LA NUIT DES VERS GÉANTS (1976)

Jeff Lieberman joue avec nos répulsions les plus viscérales pour imaginer une horrible invasion d'invertébrés rampants

SQUIRM

1976 – USA

Réalisé par Jeff Lieberman

Avec Don Scardino, R.A. Dow, Patricia Pearcy, Jean Sullivan, Peter MacLean, Fran Higgins, William Newman

THEMA INSECTES ET INVERTEBRES

Les distributeurs français de Squirm (littéralement « se tortiller ») se sont un peu laissé dépasser par leur enthousiasme en titrant le film La Nuit des Vers Géants, en référence évidente à La Nuit des Morts-Vivants. Voraces, carnassiers et innombrables, les vers le sont ici, certes, mais pas géants pour un sou, même s’ils dépassent un peu en taille nos bons vieux lombrics. Après un texte d’introduction très sérieux laissant entendre que le film relate un fait divers inexpliqué ayant eu lieu dans une petite ville de Georgie – il n’en est rien, évidemment – le scénario met en vedette Mick (l’inexpressif Don Scardino), un jeune homme venu rejoindre sa petite amie Geri (Patricia Pearcy), qui vit avec sa mère et sa soeur dans la bourgade en question. La veille, une tempête a détruit en partie les installations électriques de la région. Les fils rompus communiquent l’électricité aux entrailles de la terre, d’où émergent des vers affamés et gloutons…

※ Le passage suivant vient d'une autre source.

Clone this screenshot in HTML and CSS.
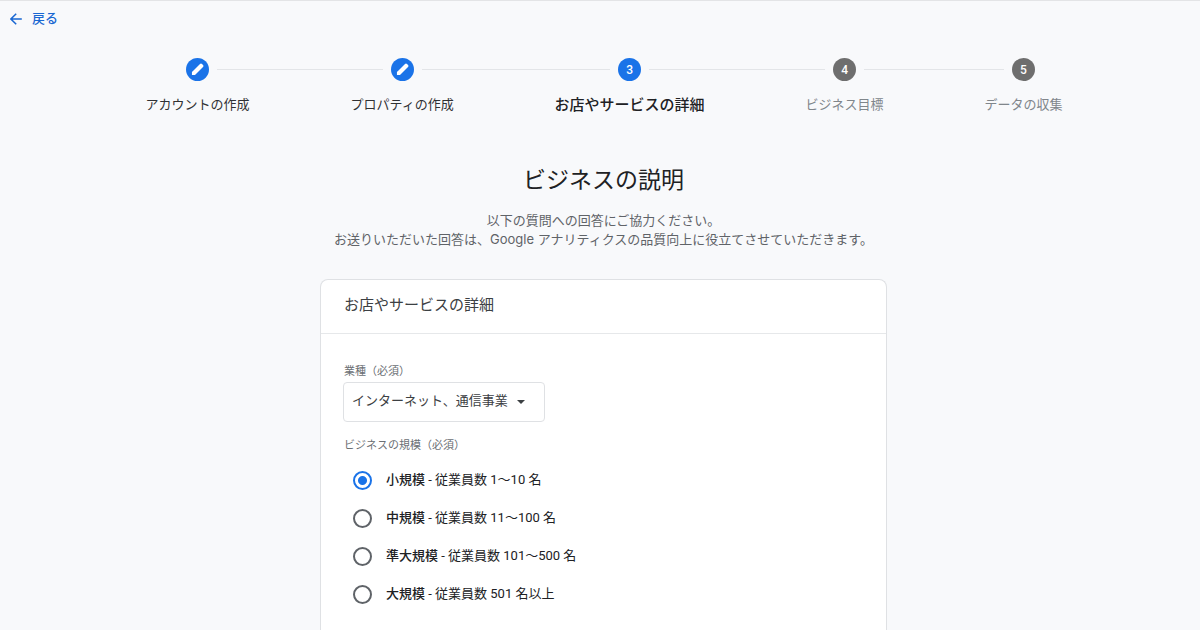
FILE: index.html
```html
<!DOCTYPE html>
<html lang="ja">
<head>
<meta charset="utf-8">
<meta name="viewport" content="width=device-width, initial-scale=1">
<title>ビジネスの説明</title>
<link rel="stylesheet" href="styles.css">
</head>
<body>
<header class="topbar">
  <a class="back" href="#">
    <svg class="back-icon" viewBox="0 0 12 12" aria-hidden="true"><path d="M11.8 6H1.2M6.2.7.9 6l5.300 5.300" fill="none" stroke="currentColor" stroke-width="1.5"/></svg>
    <span>戻る</span>
  </a>
</header>
<main class="page">
  <ol class="stepper">
    <li class="step">
      <div class="track"><span class="badge"><svg viewBox="0 0 24 24" aria-hidden="true"><path d="M5 19v-3.800L15.200 5a1.800 1.800 0 0 1 2.500 0l1.300 1.300a1.800 1.800 0 0 1 0 2.500L8.800 19z"/></svg></span></div>
      <span class="step-label">アカウントの作成</span>
    </li>
    <li class="step">
      <div class="track"><span class="badge"><svg viewBox="0 0 24 24" aria-hidden="true"><path d="M5 19v-3.800L15.200 5a1.800 1.800 0 0 1 2.500 0l1.300 1.300a1.800 1.800 0 0 1 0 2.500L8.800 19z"/></svg></span></div>
      <span class="step-label">プロパティの作成</span>
    </li>
    <li class="step current" aria-current="step">
      <div class="track"><span class="badge">3</span></div>
      <span class="step-label">お店やサービスの詳細</span>
    </li>
    <li class="step upcoming">
      <div class="track"><span class="badge">4</span></div>
      <span class="step-label">ビジネス目標</span>
    </li>
    <li class="step upcoming">
      <div class="track"><span class="badge">5</span></div>
      <span class="step-label">データの収集</span>
    </li>
  </ol>
  <section class="intro">
    <h1>ビジネスの説明</h1>
    <p>以下の質問への回答にご協力ください。<br>お送りいただいた回答は、Google アナリティクスの品質向上に役立てさせていただきます。</p>
  </section>
  <form class="card">
    <h2 class="card-title">お店やサービスの詳細</h2>
    <div class="card-body">
      <label class="field-label" for="industry">業種（必須）</label>
      <div class="select-wrap">
        <select class="select" id="industry">
          <option>インターネット、通信事業</option>
        </select>
        <svg class="caret" viewBox="0 0 8 4" aria-hidden="true"><path d="M0 0h8L4 4z"/></svg>
      </div>
      <fieldset class="sizes">
        <legend class="field-label">ビジネスの規模（必須）</legend>
        <label class="option"><input type="radio" name="size" checked><span><b>小規模</b> - 従業員数 1～10 名</span></label>
        <label class="option"><input type="radio" name="size"><span><b>中規模</b> - 従業員数 11～100 名</span></label>
        <label class="option"><input type="radio" name="size"><span><b>準大規模</b> - 従業員数 101～500 名</span></label>
        <label class="option"><input type="radio" name="size"><span><b>大規模</b> - 従業員数 501 名以上</span></label>
      </fieldset>
    </div>
  </form>
</main>
</body>
</html>
```
FILE: styles.css
```css
* { box-sizing: border-box; }
body {
  margin: 0;
  background: #f8f9fb;
  color: #202124;
  font: 13px/20px Roboto, "Noto Sans CJK JP", sans-serif;
}
.topbar {
  border-top: 1px solid #e3e4e6;
  padding: 8px 10px 0;
}
.back {
  display: inline-flex;
  align-items: center;
  gap: 10px;
  color: #1967d2;
  font-weight: 500;
  text-decoration: none;
}
.back-icon { width: 12px; height: 12px; }
.page { padding-left: 7px; }
.stepper {
  display: flex;
  margin: 0;
  padding: 27px 87px 0 88px;
  list-style: none;
}
.step {
  flex: 1 1 auto;
  display: flex;
  flex-direction: column;
  gap: 14px;
  text-align: center;
}
.step-label { padding: 0 48px; color: #303134; white-space: nowrap; }
.track { display: flex; align-items: center; gap: 8px; }
.track::before, .track::after {
  content: "";
  flex: 1;
  height: 1px;
  background: #e3e5e8;
}
.step:first-child .track::before,
.step:last-child .track::after { background: none; }
.badge {
  display: flex;
  align-items: center;
  justify-content: center;
  width: 23px;
  height: 23px;
  border-radius: 50%;
  background: #1a73e8;
  color: #fff;
  font-size: 12px;
  font-weight: 500;
}
.badge svg { width: 19px; height: 19px; fill: #fff; }
.current .step-label { color: #202124; font-size: 15px; font-weight: 500; }
.upcoming .badge { background: #6e6e6e; }
.upcoming .step-label { color: #80868b; }
.intro { padding: 50px 16px 0; text-align: center; }
.intro h1 {
  margin: 0;
  font-size: 23px;
  font-weight: 400;
  line-height: 32px;
}
.intro p {
  margin: 14px 0 0;
  color: #5f6368;
  font-family: Inter, "Noto Sans CJK JP", sans-serif;
  line-height: 19px;
}
.card {
  max-width: 567px;
  margin: 30px auto 0;
  border: 1px solid #dfe1e4;
  border-bottom: 0;
  border-radius: 8px 8px 0 0;
  background: #fff;
}
.card-title {
  margin: 0;
  padding: 13px 23px 16px;
  border-bottom: 1px solid #e6e8ea;
  color: #3c4043;
  font-size: 15px;
  font-weight: 400;
  line-height: 24px;
}
.card-body { padding: 30px 22px 18px; }
.field-label {
  display: block;
  padding: 0 1px;
  color: #6b6f74;
  font-size: 11px;
  line-height: 16px;
}
.select-wrap {
  position: relative;
  width: 202px;
  margin: 2px 0 16px;
}
.select {
  display: block;
  width: 100%;
  height: 40px;
  padding: 0 24px 2px 8px;
  border: 1px solid #dfe1e4;
  border-radius: 4px;
  appearance: none;
  background: #fff;
  color: #3c4043;
  font: inherit;
}
.caret {
  position: absolute;
  top: 18px;
  right: 20px;
  width: 8px;
  height: 4px;
  fill: #3c4043;
  pointer-events: none;
}
.sizes { margin: 0; padding: 0; border: 0; }
.sizes .field-label { margin-bottom: 7px; }
.option {
  display: flex;
  align-items: center;
  gap: 14px;
  height: 38px;
  padding-left: 10px;
}
.option b { font-weight: 500; }
.option input {
  width: 19px;
  height: 19px;
  margin: 0;
  border: 2px solid #5f6368;
  border-radius: 50%;
  appearance: none;
}
.option input:checked {
  border-color: #1a73e8;
  background: radial-gradient(circle, #1a73e8 4px, transparent 5px);
}
```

L’action se met alors à avancer à la vitesse du ver de terre, à tel point qu’au bout de trois quart d’heure il ne s’est toujours rien passé, si ce n’est la molle enquête du jeune couple autour d’un squelette non identifié retrouvé dans la campagne. Le plus patient des spectateurs commence donc à bailler d’importance, jusqu’à ce qu’enfin survienne la première scène d’horreur. Brève mais particulièrement gratinée, elle ne déçoit pas. On y voit un prétendant de Geri, le pataud Roger (un R.A. Dow à l’accent du sud outrancier), se montrer un peu trop entreprenant à son égard, au cours d’une partie de pêche. Celle-ci repousse ses avances et ce bon vieux Roger se retrouve les quatre fers en l’air au fond de la barque. Lorsqu’il se relève, il pousse des hurlements, et on le comprend : les vers qui servent d’appât sont en train de rentrer dans la peau de son visage et de le dévorer de l’intérieur ! Le trucage, assez saisissant, est l’œuvre de l’as maquilleur Rick Baker, alors en tout début de carrière.

Le sens de la démesure

On retrouvera Roger plus tard au cours de l’intrigue, dans un état de plus en plus déplorable. Il se met à errer dans les bois comme un zombie au visage ravagé, puis agit carrément comme un ver carnassier lui-même, rampant et cherchant à mordre tout ce qui passe à sa portée, pour finalement périr englouti dans un véritable océan de bêtes grouillantes et rampantes. Car le final du film ne recule devant aucune démesure : les bestioles sortent du pommeau d’une douche, passent par les grilles d’aération, remplissent une baignoire, recouvrent des pièces entières du sol au plafond, engloutissent une vieille dame en train de tricoter… Le tout accompagné d’effets spéciaux rudimentaires mais très efficaces, de gros plans de vrais vers que les bruiteurs ont dotés de cris stridents, et d’une musique stressante de Robert Prince. Mais ce délire final vient trop tard, l’intérêt du public ayant été émoussé depuis bien longtemps. A tel point qu’on se demande si La Nuit des Vers Géants n’aurait pas fait un extraordinaire court-métrage au lieu de ce film lent et besogneux. Même si cela semble incroyable, Sylvester Stallone, Martin Sheen et Kim Basinger furent tour à tour envisagés pour jouer dans le film.